● WORK INSTRUCTIONS
Can you pull out each line of the data below that includes the word "Rebuild"?

● SOURCE DATA
• • •
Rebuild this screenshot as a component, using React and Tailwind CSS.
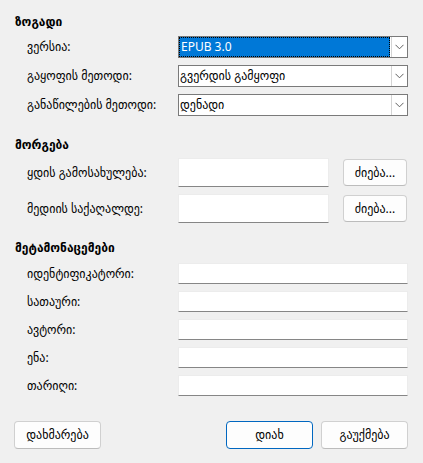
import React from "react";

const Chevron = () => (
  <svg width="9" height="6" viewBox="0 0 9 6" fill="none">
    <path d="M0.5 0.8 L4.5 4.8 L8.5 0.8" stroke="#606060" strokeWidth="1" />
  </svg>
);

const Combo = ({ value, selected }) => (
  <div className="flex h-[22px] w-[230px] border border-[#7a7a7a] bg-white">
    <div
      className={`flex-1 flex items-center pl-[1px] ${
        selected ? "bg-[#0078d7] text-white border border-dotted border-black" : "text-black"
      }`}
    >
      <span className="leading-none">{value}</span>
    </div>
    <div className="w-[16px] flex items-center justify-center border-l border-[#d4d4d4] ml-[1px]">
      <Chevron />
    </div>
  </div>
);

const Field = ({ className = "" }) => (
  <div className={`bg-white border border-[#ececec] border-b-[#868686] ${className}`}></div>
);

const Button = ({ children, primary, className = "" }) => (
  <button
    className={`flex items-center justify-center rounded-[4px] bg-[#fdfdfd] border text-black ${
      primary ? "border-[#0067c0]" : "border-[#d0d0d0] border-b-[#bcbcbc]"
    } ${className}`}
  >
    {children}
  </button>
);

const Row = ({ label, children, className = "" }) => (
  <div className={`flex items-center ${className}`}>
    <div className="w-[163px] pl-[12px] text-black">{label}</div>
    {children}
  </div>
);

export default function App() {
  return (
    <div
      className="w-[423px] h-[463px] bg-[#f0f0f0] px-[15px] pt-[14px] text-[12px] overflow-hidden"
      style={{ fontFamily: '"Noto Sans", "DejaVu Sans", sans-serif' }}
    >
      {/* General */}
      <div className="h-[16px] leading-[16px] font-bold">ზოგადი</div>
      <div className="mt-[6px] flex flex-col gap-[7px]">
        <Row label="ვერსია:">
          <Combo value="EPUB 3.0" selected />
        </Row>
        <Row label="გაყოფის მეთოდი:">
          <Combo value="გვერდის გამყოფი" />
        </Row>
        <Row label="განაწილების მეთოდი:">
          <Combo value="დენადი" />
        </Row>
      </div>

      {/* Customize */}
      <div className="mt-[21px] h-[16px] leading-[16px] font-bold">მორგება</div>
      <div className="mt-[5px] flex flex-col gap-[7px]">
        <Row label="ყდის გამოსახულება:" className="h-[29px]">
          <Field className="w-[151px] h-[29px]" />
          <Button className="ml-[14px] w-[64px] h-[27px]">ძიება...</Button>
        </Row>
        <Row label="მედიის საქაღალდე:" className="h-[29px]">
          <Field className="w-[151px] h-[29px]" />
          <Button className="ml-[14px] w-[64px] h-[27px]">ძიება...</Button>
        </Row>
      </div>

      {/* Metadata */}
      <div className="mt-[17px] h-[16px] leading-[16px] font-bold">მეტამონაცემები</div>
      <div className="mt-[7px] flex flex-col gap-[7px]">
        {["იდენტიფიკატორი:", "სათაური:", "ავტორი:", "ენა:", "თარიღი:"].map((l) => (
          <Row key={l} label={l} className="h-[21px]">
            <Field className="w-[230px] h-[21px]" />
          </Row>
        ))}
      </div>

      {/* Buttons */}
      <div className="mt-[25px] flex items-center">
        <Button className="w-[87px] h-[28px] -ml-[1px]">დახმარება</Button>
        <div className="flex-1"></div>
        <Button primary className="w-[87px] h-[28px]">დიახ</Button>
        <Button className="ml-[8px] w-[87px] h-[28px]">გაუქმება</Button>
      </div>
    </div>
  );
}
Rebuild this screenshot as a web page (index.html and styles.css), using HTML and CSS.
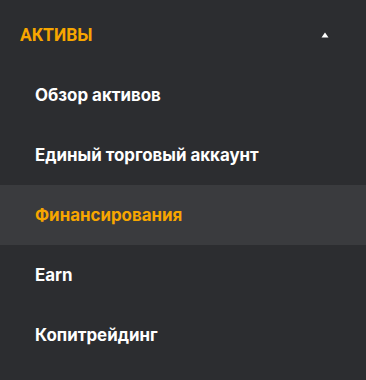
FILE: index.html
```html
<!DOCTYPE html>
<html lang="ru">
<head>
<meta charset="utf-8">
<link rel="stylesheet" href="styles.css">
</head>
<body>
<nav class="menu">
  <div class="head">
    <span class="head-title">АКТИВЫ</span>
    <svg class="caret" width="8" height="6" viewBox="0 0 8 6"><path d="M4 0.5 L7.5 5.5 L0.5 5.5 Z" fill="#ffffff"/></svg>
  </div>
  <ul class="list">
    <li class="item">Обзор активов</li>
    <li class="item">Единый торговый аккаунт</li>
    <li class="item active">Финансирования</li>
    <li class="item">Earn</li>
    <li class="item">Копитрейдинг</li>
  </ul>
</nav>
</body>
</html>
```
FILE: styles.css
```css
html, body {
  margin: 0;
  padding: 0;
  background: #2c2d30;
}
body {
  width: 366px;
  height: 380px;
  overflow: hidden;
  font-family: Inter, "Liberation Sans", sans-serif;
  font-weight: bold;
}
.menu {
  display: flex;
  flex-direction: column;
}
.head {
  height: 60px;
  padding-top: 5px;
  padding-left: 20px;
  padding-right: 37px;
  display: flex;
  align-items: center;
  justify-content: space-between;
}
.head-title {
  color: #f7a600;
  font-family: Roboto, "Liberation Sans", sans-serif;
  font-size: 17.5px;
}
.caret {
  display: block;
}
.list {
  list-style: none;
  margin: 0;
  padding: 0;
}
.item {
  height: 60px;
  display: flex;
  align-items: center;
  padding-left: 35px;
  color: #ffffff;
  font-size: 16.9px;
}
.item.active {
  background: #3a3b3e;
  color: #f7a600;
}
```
• • •
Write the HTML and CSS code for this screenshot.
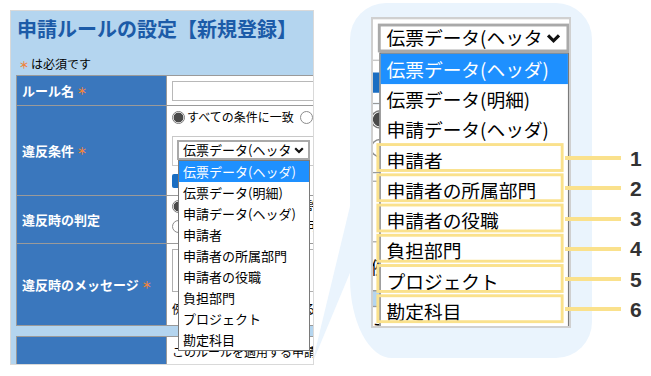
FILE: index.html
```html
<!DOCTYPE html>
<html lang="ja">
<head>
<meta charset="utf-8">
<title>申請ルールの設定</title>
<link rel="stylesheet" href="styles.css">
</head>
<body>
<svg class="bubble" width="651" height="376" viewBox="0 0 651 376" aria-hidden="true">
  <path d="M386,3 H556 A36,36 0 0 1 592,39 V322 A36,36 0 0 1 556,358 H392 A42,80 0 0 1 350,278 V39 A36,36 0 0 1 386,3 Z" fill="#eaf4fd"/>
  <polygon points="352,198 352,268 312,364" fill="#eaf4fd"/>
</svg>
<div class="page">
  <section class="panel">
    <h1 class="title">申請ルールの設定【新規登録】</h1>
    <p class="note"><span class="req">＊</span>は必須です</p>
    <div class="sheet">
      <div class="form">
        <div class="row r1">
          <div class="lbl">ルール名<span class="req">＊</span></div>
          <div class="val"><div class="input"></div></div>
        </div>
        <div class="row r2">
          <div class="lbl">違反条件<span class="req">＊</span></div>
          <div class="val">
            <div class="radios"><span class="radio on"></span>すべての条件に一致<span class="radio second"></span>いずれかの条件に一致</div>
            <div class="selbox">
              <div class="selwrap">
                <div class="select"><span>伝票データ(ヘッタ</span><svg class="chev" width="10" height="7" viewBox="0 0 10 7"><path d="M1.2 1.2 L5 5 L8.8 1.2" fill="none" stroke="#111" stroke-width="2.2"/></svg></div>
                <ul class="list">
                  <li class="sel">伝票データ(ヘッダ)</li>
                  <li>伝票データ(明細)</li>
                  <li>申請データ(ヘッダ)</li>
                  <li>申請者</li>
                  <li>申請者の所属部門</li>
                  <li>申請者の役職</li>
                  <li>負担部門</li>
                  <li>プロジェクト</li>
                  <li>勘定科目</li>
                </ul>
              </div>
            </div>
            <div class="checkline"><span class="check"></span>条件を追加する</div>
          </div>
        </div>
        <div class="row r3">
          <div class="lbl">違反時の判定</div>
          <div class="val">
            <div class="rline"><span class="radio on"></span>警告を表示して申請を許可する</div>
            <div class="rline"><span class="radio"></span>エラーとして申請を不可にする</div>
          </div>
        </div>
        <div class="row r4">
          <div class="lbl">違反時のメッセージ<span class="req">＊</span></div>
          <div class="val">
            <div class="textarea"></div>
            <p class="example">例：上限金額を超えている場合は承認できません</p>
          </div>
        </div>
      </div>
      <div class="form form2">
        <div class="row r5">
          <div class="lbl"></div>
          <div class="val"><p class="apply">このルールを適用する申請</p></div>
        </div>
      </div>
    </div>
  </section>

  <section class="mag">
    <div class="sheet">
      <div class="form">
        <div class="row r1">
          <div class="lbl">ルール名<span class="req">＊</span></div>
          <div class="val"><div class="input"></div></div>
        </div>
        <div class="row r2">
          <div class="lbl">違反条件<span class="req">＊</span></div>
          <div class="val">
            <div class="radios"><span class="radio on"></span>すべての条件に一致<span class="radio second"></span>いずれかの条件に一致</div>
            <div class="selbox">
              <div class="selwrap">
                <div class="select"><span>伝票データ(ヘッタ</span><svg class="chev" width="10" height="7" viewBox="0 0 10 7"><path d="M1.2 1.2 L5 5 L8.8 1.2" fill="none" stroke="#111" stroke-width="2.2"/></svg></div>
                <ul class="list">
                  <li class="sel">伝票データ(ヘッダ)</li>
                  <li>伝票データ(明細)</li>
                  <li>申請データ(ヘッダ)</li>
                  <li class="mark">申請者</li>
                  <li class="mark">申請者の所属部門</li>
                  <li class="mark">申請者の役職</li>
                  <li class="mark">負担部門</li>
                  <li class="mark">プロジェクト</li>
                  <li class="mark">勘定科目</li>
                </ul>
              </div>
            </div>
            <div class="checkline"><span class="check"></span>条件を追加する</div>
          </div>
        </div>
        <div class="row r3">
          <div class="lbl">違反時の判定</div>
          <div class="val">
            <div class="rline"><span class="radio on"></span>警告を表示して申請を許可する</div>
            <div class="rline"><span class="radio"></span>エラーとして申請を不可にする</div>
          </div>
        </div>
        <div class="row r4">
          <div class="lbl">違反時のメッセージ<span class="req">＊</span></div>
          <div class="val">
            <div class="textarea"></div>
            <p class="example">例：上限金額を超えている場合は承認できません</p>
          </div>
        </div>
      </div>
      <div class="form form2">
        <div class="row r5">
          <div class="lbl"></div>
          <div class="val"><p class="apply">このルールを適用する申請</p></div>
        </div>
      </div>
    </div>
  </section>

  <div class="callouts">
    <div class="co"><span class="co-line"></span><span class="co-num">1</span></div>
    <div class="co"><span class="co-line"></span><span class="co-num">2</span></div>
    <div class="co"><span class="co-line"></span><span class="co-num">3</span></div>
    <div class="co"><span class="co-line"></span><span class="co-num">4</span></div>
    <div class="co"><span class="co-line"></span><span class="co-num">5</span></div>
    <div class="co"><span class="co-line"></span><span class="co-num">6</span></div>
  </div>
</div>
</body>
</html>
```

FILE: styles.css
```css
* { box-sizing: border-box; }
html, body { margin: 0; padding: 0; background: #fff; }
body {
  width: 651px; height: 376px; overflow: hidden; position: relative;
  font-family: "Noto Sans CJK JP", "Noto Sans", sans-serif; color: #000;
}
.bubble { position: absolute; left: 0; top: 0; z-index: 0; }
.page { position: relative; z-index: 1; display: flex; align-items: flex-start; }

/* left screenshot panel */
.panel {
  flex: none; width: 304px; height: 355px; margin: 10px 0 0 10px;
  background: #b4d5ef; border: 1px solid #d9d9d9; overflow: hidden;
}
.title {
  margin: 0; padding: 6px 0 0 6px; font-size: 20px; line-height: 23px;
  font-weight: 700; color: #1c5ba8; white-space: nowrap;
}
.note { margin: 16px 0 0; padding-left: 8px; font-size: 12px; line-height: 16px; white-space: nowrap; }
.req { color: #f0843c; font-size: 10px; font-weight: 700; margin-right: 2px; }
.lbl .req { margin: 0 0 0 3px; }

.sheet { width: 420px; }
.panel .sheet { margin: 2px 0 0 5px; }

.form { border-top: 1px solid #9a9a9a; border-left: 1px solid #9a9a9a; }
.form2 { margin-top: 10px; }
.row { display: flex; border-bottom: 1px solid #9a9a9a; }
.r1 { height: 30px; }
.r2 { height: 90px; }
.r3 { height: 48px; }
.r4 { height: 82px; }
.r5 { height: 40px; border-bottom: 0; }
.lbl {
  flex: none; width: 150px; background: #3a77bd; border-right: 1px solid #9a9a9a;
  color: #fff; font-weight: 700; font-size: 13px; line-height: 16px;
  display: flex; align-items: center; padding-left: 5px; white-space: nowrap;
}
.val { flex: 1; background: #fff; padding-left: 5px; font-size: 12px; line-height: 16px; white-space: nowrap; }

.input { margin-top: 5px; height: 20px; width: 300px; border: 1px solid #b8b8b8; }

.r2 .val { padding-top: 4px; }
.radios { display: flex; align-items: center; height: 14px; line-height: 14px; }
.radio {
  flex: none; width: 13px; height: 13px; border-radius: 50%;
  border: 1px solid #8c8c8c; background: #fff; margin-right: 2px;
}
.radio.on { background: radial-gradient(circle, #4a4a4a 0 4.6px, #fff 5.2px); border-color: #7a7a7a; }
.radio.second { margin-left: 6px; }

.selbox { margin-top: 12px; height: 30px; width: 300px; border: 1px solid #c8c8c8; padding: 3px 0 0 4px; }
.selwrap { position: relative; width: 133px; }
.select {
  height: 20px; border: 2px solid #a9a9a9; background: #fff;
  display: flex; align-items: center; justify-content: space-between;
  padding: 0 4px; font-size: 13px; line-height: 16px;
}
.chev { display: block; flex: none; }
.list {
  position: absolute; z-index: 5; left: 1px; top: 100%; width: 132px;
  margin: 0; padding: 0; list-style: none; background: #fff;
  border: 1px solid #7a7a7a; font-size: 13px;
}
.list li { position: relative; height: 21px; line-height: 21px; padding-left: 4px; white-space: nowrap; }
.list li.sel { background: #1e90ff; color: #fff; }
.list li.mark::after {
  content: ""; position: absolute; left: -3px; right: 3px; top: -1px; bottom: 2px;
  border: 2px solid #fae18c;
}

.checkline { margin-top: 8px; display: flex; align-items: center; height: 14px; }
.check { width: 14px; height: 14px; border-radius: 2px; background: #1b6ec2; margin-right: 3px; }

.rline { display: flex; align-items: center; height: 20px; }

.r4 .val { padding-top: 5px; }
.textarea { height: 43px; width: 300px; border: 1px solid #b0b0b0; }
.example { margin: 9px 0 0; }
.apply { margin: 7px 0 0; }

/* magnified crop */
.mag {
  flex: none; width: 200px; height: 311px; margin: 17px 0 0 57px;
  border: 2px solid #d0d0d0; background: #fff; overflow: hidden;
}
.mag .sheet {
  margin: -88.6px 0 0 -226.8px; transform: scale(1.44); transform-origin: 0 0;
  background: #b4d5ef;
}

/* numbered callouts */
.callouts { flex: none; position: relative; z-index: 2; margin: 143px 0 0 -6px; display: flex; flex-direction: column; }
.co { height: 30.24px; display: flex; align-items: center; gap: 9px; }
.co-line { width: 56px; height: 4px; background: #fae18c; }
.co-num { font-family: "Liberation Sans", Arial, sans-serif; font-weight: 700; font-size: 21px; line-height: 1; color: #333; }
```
• • •
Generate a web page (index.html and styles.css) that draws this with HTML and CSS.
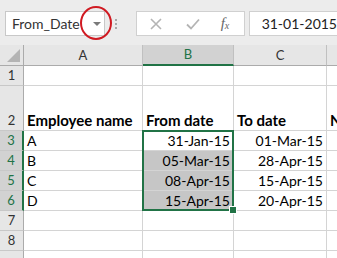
• • •
● EXPECTED OUTPUT
Rebuild this screenshot as a component, using React and Tailwind CSS.
Rebuild this screenshot as a web page (index.html and styles.css), using HTML and CSS.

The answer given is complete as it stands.